Fun in the water with the Go Pro...
Professional Skimboarder!!!...

After 4 months of spending so much time in the water, snorkeling, surfing and on boats we decided it was about time we invested in a Go Pro Camera. So for the next 6 days we spent a huge amount of time on the beach and in warm crystal clear waters playing with our new toy. We even had a go at something called Skimboarding with the locals. It is a bit like skateboarding only in very shallow water. The locals put us to shame however performing all the stunts and tricks. Very good fun but it proved we need to get fitter for Skiing in Japan. New Year on Boracay was amazing. White beach came alive with offers of party’s, sunset cruises, buy one get one free cocktails and all you can eat buffets to help celebrate the new year. 
New year celebrations...
Sea Sand and Fireworks with a little shower...
The main resorts along the beach also had huge firework displays set up on little platforms and boats out in the sea. We however opted for a curry in our favorite place Bom Bom Bar and then we had a carry out on the beach next to the free parties. We even found a half decent bottle of champagne to pop at midnight. Cheapskates as ever!!! As it came closer to midnight the first of the fireworks displays went off, it was pretty spectacular on its own. Then the rest of the resorts joined in one after another and lasted for about an hour. It was definitely a New Year to remember. We did a lot of walking up and down the beach and across to bullabog and had a few final days doing nothing at all. We managed, even with a lack of decent Wi-Fi to get a couple of hours of planning in for the rest of the Philippines. It was time to leave beautiful Boracay and it's amazing sunsets and head for a little more adventure.
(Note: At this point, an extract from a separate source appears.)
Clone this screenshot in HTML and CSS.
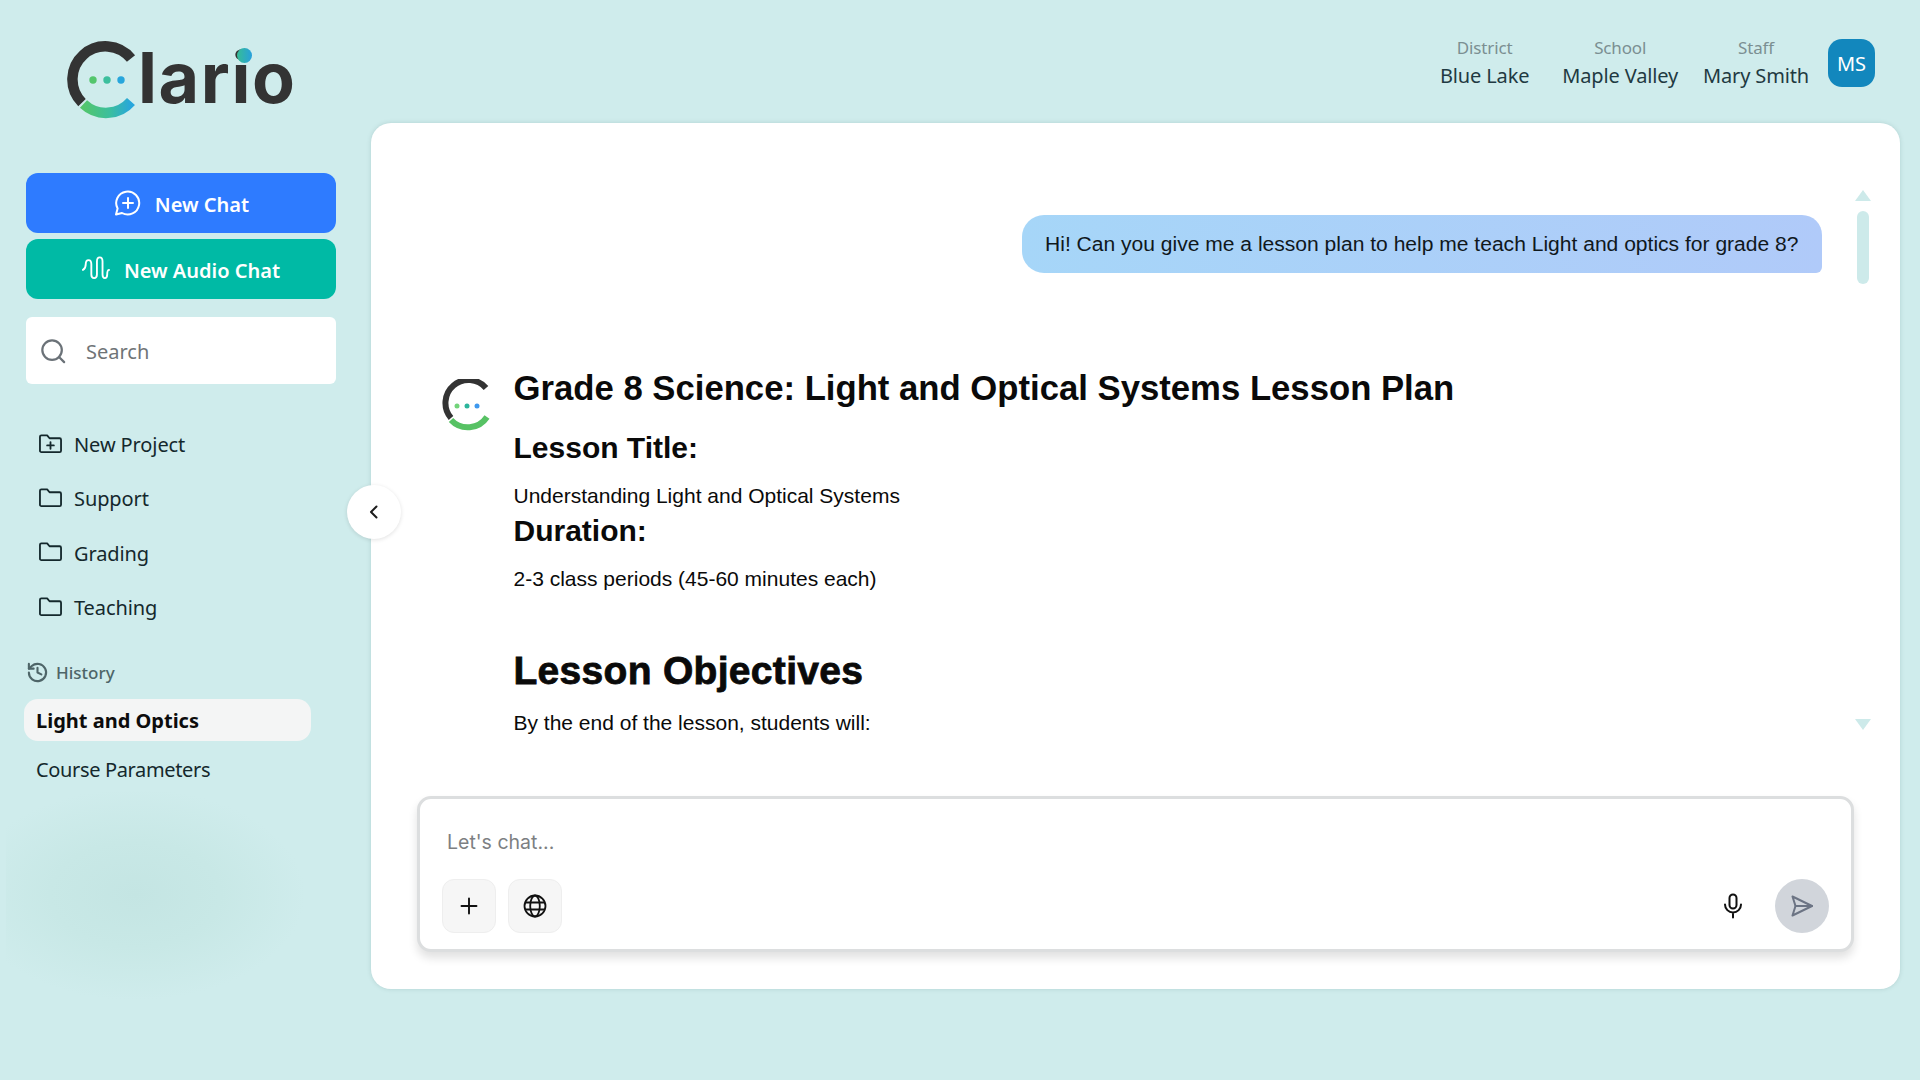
FILE: index.html
```html
<!DOCTYPE html>
<html lang="en">
<head>
    <meta charset="UTF-8">
    <meta name="viewport" content="width=device-width, initial-scale=1.0">
    <title>Clario</title>
    <link rel="stylesheet" href="styles.css">
</head>
<body>
    <aside class="sidebar">
        <div class="brand">
            <svg class="brand-mark" viewBox="0 0 80 80" aria-hidden="true">
                <defs>
                    <linearGradient id="smile" x1="0" y1="0" x2="1" y2="0">
                        <stop offset="0" stop-color="#53c66c"/>
                        <stop offset="0.55" stop-color="#3cbf9d"/>
                        <stop offset="1" stop-color="#28a6dc"/>
                    </linearGradient>
                </defs>
                <path d="M71 18.500A33 33 0 1 0 22 62.600" fill="none" stroke="#333" stroke-width="10.500"/>
                <path d="M23.500 64A33 33 0 0 0 71 61.500" fill="none" stroke="url(#smile)" stroke-width="10.500"/>
                <circle cx="33" cy="40" r="3.700" fill="#53c66c"/>
                <circle cx="47" cy="40" r="3.700" fill="#3cbf9d"/>
                <circle cx="61" cy="40" r="3.700" fill="#28a6dc"/>
            </svg>
            <span class="brand-name">lario<i class="brand-dot"></i></span>
        </div>

        <button class="action action-blue">
            <svg class="action-icon" viewBox="0 0 28 28" fill="none" stroke="#fff" stroke-width="2" stroke-linecap="round" stroke-linejoin="round"><path d="M3 25.500l1.600-6A11.500 11.500 0 1 1 9 24z"/><path d="M15 9v10M10 14h10"/></svg>
            New Chat
        </button>
        <button class="action action-green">
            <svg class="action-icon" viewBox="0 0 30 30" fill="none" stroke="#fff" stroke-width="2" stroke-linecap="round" stroke-linejoin="round"><path d="M1 16c2-1 3-3 3-6 0-6 6-6 6 0v11c0 5 6 5 6 0V7c0-6 6-6 6 0v14c0 5 5 5 5 0 0-3 1-5 2-5"/></svg>
            New Audio Chat
        </button>

        <div class="search">
            <svg class="search-icon" viewBox="0 0 28 28" fill="none" stroke="#6b7278" stroke-width="2.400" stroke-linecap="round"><circle cx="13" cy="13" r="10.500"/><path d="M20.500 20.500l5.500 5.500"/></svg>
            <span>Search</span>
        </div>

        <nav class="projects">
            <a class="project">
                <svg class="folder" viewBox="0 0 24 20" fill="none" stroke="#14282c" stroke-width="1.900" stroke-linejoin="round" stroke-linecap="round"><path d="M1 2.500A1.500 1.500 0 0 1 2.500 1h6l2.500 3h10.500A1.500 1.500 0 0 1 23 5.500V17a1.500 1.500 0 0 1-1.500 1.500h-19A1.500 1.500 0 0 1 1 17z"/><path d="M12 8v7M8.500 11.500h7"/></svg>
                New Project
            </a>
            <a class="project">
                <svg class="folder" viewBox="0 0 24 20" fill="none" stroke="#14282c" stroke-width="1.900" stroke-linejoin="round"><path d="M1 2.500A1.500 1.500 0 0 1 2.500 1h6l2.500 3h10.500A1.500 1.500 0 0 1 23 5.500V17a1.500 1.500 0 0 1-1.500 1.500h-19A1.500 1.500 0 0 1 1 17z"/></svg>
                Support
            </a>
            <a class="project">
                <svg class="folder" viewBox="0 0 24 20" fill="none" stroke="#14282c" stroke-width="1.900" stroke-linejoin="round"><path d="M1 2.500A1.500 1.500 0 0 1 2.500 1h6l2.500 3h10.500A1.500 1.500 0 0 1 23 5.500V17a1.500 1.500 0 0 1-1.500 1.500h-19A1.500 1.500 0 0 1 1 17z"/></svg>
                Grading
            </a>
            <a class="project">
                <svg class="folder" viewBox="0 0 24 20" fill="none" stroke="#14282c" stroke-width="1.900" stroke-linejoin="round"><path d="M1 2.500A1.500 1.500 0 0 1 2.500 1h6l2.500 3h10.500A1.500 1.500 0 0 1 23 5.500V17a1.500 1.500 0 0 1-1.500 1.500h-19A1.500 1.500 0 0 1 1 17z"/></svg>
                Teaching
            </a>
        </nav>

        <div class="history-label">
            <svg class="history-icon" viewBox="0 0 24 24" fill="none" stroke="#4e6568" stroke-width="2.200" stroke-linecap="round" stroke-linejoin="round"><path d="M3 12a9 9 0 1 0 3-6.700L3 8"/><path d="M3 3v5h5"/><path d="M12 7v5l4 2"/></svg>
            History
        </div>
        <a class="history-item is-active">Light and Optics</a>
        <a class="history-item">Course Parameters</a>
        <div class="smudge"></div>
    </aside>

    <main class="main">
        <header class="topbar">
            <div class="info"><span class="info-label">District</span><span class="info-value">Blue Lake</span></div>
            <div class="info"><span class="info-label">School</span><span class="info-value">Maple Valley</span></div>
            <div class="info"><span class="info-label">Staff</span><span class="info-value">Mary Smith</span></div>
            <div class="avatar">MS</div>
        </header>

        <section class="panel">
            <button class="collapse">
                <svg viewBox="0 0 16 16" width="16" height="16" fill="none" stroke="#1c1c1c" stroke-width="2" stroke-linecap="round" stroke-linejoin="round"><path d="M10.500 2.500L5 8l5.500 5.500"/></svg>
            </button>

            <div class="thread-wrap">
                <div class="thread">
                    <div class="bubble">Hi! Can you give me a lesson plan to help me teach Light and optics for grade 8?</div>
                    <div class="answer">
                        <svg class="answer-logo" viewBox="0 0 54 54" aria-hidden="true">
                            <path d="M46 9A23 23 0 1 0 11 39" fill="none" stroke="#333" stroke-width="6"/>
                            <path d="M11 41A23 23 0 0 0 47 38" fill="none" stroke="#57c264" stroke-width="6"/>
                            <circle cx="17" cy="27" r="2.500" fill="#72d47a"/>
                            <circle cx="27" cy="27" r="2.500" fill="#2cb59b"/>
                            <circle cx="37" cy="27" r="2.500" fill="#3e98ee"/>
                        </svg>
                        <div class="answer-body">
                            <h1>Grade 8 Science: Light and Optical Systems Lesson Plan</h1>
                            <h3>Lesson Title:</h3>
                            <p>Understanding Light and Optical Systems</p>
                            <h3 class="tight">Duration:</h3>
                            <p>2-3 class periods (45-60 minutes each)</p>
                            <h2>Lesson Objectives</h2>
                            <p>By the end of the lesson, students will:</p>
                        </div>
                    </div>
                </div>
                <div class="scroller">
                    <span class="arrow-up"></span>
                    <span class="thumb"></span>
                    <span class="arrow-down"></span>
                </div>
            </div>

            <div class="composer">
                <div class="placeholder">Let's chat...</div>
                <div class="composer-tools">
                    <button class="tool">
                        <svg viewBox="0 0 24 24" width="24" height="24" fill="none" stroke="#111" stroke-width="1.900" stroke-linecap="round"><path d="M12 4.500v15M4.500 12h15"/></svg>
                    </button>
                    <button class="tool">
                        <svg viewBox="0 0 24 24" width="24" height="24" fill="none" stroke="#111" stroke-width="1.800"><circle cx="12" cy="12" r="10.500"/><ellipse cx="12" cy="12" rx="4.800" ry="10.500"/><path d="M2 8.500h20M2 15.500h20"/></svg>
                    </button>
                    <span class="tools-gap"></span>
                    <svg class="mic" viewBox="0 0 20 26" width="20" height="26" fill="none" stroke="#111" stroke-width="2" stroke-linecap="round"><rect x="6.500" y="1.500" width="7" height="14" rx="3.500"/><path d="M2 11.500a8 8 0 0 0 16 0M10 19.500v5"/></svg>
                    <button class="send">
                        <svg viewBox="0 0 24 24" width="24" height="24" fill="none" stroke="#6c7484" stroke-width="2" stroke-linejoin="round" stroke-linecap="round"><path d="M2.500 2.500L22 12 2.500 21.500 5.500 12z"/><path d="M5.500 12H22"/></svg>
                    </button>
                </div>
            </div>
        </section>
    </main>
</body>
</html>
```

FILE: styles.css
```css
* {
    box-sizing: border-box;
}
body {
    margin: 0;
    height: 1080px;
    overflow: hidden;
    display: flex;
    background: #cfecec;
    font-family: "Noto Sans", Arial, sans-serif;
    color: #14282c;
}
button {
    border: none;
    font-family: inherit;
    padding: 0;
}

/* sidebar */
.sidebar {
    width: 371px;
    flex-shrink: 0;
    padding: 0 35px 0 26px;
}
.brand {
    height: 173px;
    display: flex;
    align-items: flex-start;
    padding: 40px 0 0 34px;
}
.brand-mark {
    width: 80px;
    height: 80px;
    flex-shrink: 0;
}
.brand-name {
    position: relative;
    margin: 3px 0 0 -2px;
    font-family: Inter, sans-serif;
    font-weight: 700;
    font-size: 70px;
    line-height: 70px;
    letter-spacing: 1.6px;
    color: #333;
}
.brand-dot {
    position: absolute;
    left: 99px;
    top: 5px;
    width: 15px;
    height: 15px;
    border-radius: 50%;
    background: linear-gradient(90deg, #36bd95, #28a0dc);
}
.action {
    width: 310px;
    height: 60px;
    margin-bottom: 6px;
    padding-top: 2px;
    display: flex;
    align-items: center;
    justify-content: center;
    gap: 14px;
    border-radius: 12px;
    color: #fff;
    font-size: 20px;
    font-weight: 600;
}
.action-blue {
    background: #2e7bff;
}
.action-green {
    background: #00baa5;
}
.action-icon {
    width: 28px;
    height: 28px;
    margin-top: -2px;
}
.search {
    width: 310px;
    height: 67px;
    margin-top: 18px;
    padding: 2px 0 0 14px;
    display: flex;
    align-items: center;
    gap: 20px;
    background: #fff;
    border-radius: 6px;
    color: #6f7477;
    font-size: 20px;
}
.search-icon {
    width: 26px;
    height: 26px;
    margin-top: -2px;
}
.projects {
    margin-top: 34px;
}
.project {
    height: 54.3px;
    display: flex;
    align-items: center;
    gap: 12px;
    padding-left: 13px;
    font-size: 20px;
    letter-spacing: -0.1px;
    line-height: 54px;
}
.folder {
    width: 23px;
    height: 20px;
    margin-bottom: 3px;
}
.history-label {
    margin-top: 22px;
    height: 30px;
    display: flex;
    align-items: center;
    gap: 7px;
    font-size: 17px;
    font-weight: 500;
    color: #4e6568;
}
.history-icon {
    width: 23px;
    height: 23px;
}
.history-item {
    display: block;
    width: 287px;
    height: 42px;
    margin-top: 8px;
    margin-left: -2px;
    padding-left: 12px;
    font-size: 20px;
    letter-spacing: -0.35px;
    line-height: 42px;
    border-radius: 14px;
}
.is-active {
    margin-top: 12px;
    padding-top: 1px;
    background: #f4f5f5;
    font-weight: 700;
    letter-spacing: 0;
    color: #0c0c0c;
}
.smudge {
    width: 340px;
    height: 230px;
    margin: 0 0 0 -20px;
    background: radial-gradient(ellipse 50% 46% at 38% 45%, #c4e5e3 0%, #c8e8e6 50%, rgba(207, 236, 236, 0) 100%);
}

/* header */
.main {
    width: 1529px;
}
.topbar {
    height: 123px;
    display: flex;
    justify-content: flex-end;
    align-items: flex-start;
    padding: 37px 25px 0 0;
}
.info {
    display: flex;
    flex-direction: column;
    align-items: center;
    margin-right: 33px;
    font-size: 20px;
    letter-spacing: -0.15px;
}
.info:nth-child(2) {
    margin-right: 25px;
}
.info:nth-child(3) {
    margin-right: 19px;
}
.info-label {
    font-size: 17px;
    line-height: 21px;
    color: #7b8f92;
}
.info-value {
    line-height: 35px;
    color: #1f3a42;
}
.avatar {
    width: 47px;
    height: 48px;
    margin-top: 2px;
    display: flex;
    align-items: center;
    justify-content: center;
    border-radius: 14px;
    background: #1287bd;
    color: #fff;
    font-size: 20px;
}

/* chat panel */
.panel {
    position: relative;
    width: 1529px;
    height: 866px;
    background: #fff;
    border-radius: 20px;
    box-shadow: 0 0 4px rgba(90, 130, 130, 0.25);
}
.collapse {
    position: absolute;
    left: -24px;
    top: 362px;
    width: 54px;
    height: 54px;
    display: flex;
    align-items: center;
    justify-content: center;
    border-radius: 50%;
    background: #fff;
    box-shadow: 0 1px 4px rgba(0, 0, 0, 0.12);
}
.thread-wrap {
    height: 673px;
    display: flex;
    justify-content: space-between;
    overflow: hidden;
}
.thread {
    flex: 1;
    padding-top: 92px;
}
.bubble {
    width: 800px;
    height: 58px;
    margin-left: 651px;
    padding-left: 23px;
    background: linear-gradient(90deg, #a6d6f8, #b0caf9);
    border-radius: 22px 20px 6px 22px;
    font-family: "Liberation Sans", Arial, sans-serif;
    font-size: 21.06px;
    line-height: 58px;
    color: #10181c;
}
.answer {
    display: flex;
    margin: 91px 0 0 69px;
    font-family: "Liberation Sans", Arial, sans-serif;
    color: #0a0a0a;
}
.answer-logo {
    width: 54px;
    height: 54px;
    margin-top: 15px;
    flex-shrink: 0;
}
.answer-body {
    margin-left: 19.5px;
}
.answer-body h1 {
    margin: 0;
    font-size: 34.7px;
    line-height: 48px;
}
.answer-body h3 {
    margin: 16px 0 0;
    font-size: 30px;
    line-height: 40px;
}
.answer-body h3.tight {
    margin-top: 3px;
}
.answer-body p {
    margin: 16px 0 0;
    font-size: 21px;
    line-height: 24px;
}
.answer-body h2 {
    margin: 57px 0 0;
    font-size: 39px;
    line-height: 46px;
    letter-spacing: 0.3px;
    -webkit-text-stroke: 0.8px #0a0a0a;
}
.answer-body h2 + p {
    margin-top: 17px;
}
.scroller {
    width: 16px;
    margin: 67px 29px 0 0;
    display: flex;
    flex-direction: column;
    align-items: center;
}
.arrow-up,
.arrow-down {
    width: 0;
    height: 0;
    border-left: 8px solid transparent;
    border-right: 8px solid transparent;
}
.arrow-up {
    border-bottom: 11px solid #cdeaea;
}
.thumb {
    width: 12px;
    height: 73px;
    margin-top: 10px;
    border-radius: 6px;
    background: #cdeaea;
}
.arrow-down {
    margin-top: 435px;
    border-top: 11px solid #cdeaea;
}

/* composer */
.composer {
    width: 1437px;
    height: 156px;
    margin-left: 46px;
    padding: 0 22px;
    background: #fff;
    border: 3px solid #dcdedf;
    border-radius: 14px;
    box-shadow: 0 6px 10px rgba(0, 0, 0, 0.12);
}
.placeholder {
    padding: 31px 0 0 5px;
    height: 80px;
    font-family: Inter, sans-serif;
    font-size: 19.5px;
    line-height: 24px;
    color: #7d7f82;
}
.composer-tools {
    display: flex;
    align-items: center;
}
.tool {
    width: 54px;
    height: 54px;
    margin-right: 12px;
    display: flex;
    align-items: center;
    justify-content: center;
    background: #f6f6f6;
    border: 1px solid #eeeeee;
    border-radius: 12px;
}
.tools-gap {
    flex: 1;
}
.mic {
    margin-right: 32px;
}
.send {
    width: 54px;
    height: 54px;
    display: flex;
    align-items: center;
    justify-content: center;
    border-radius: 50%;
    background: #d1d5db;
}
```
Susi chilling on deck, wrapped up fleece and all...
Bunk room on the ferry...


Next stop was Legaspi in the Bicol region of south Luzon. We got up at 4:30am to set of on our long journey. We had booked a ferry from Caticlan up to to Batangas Harbor near Manila. This took around 10 hours on a ferry pretty similar to P&O ferrys. Somehow they had managed to squeeze thousands of bunk beds into the place cabins should have been!!! We spent most of our time up on deck sunbathing, sleeping and enjoying the scenery. 
After the delay we arrived in Batangas for around 8pm in the dark with not a clue on how to get to our destination Legaspi. Somehow we managed to get on a bus to be driven to another bus terminal we had never heard of, to then get on another bus which was an overnight one heading the way we just came from!!!. Somehow though we woke up in the morning with the sight of Mt Mayon (the Philippines biggest and most active Volcano puffing away) out of the bus window. We had miraculously arrived where we wanted to be. After a bit of free Wi-Fi on the bus we eventually published our Christmas Blog (hope you enjoyed it) and did a bit of research on places to stay and found a place called Mayon Backpackers. We arrived in the main bus Terminal in Legaspi and hopped onto the local mode of transport ‘The Jeepney’ with all the locals up to the top of town near the cathedral. 
The Jeepney...
With not a tourist in sight we walked the back streets till we found our place with lots of help from the smiling and friendly locals. Mayon Backpackers is a really new, low cost and extremely clean place to stay before you head to Donsol. It was also our first experience in a dorm on this trip as the only double room was taken on the first night. However we had the dorm to ourselves and eventually the whole hostel which was lovely being on our own again after busy Boracay. The hostel also has free bread, fruit and tea and coffee and a fantastic roof terrace to look over the Volcano on swinging hammocks. We ended staying a couple of nights to recover from the Filipino cold before braving the water again in Donsol. Legaspi is cute with lots of malls, a ridiculous amount of Dunkin Donut outlets and one particularly nice restaurant called ‘Café Smalltalk’. As Susi had lost her flip-flops dancing on the beach in Boracay and Lees toothpick repair of the flip-flops failed it was time for new purchase.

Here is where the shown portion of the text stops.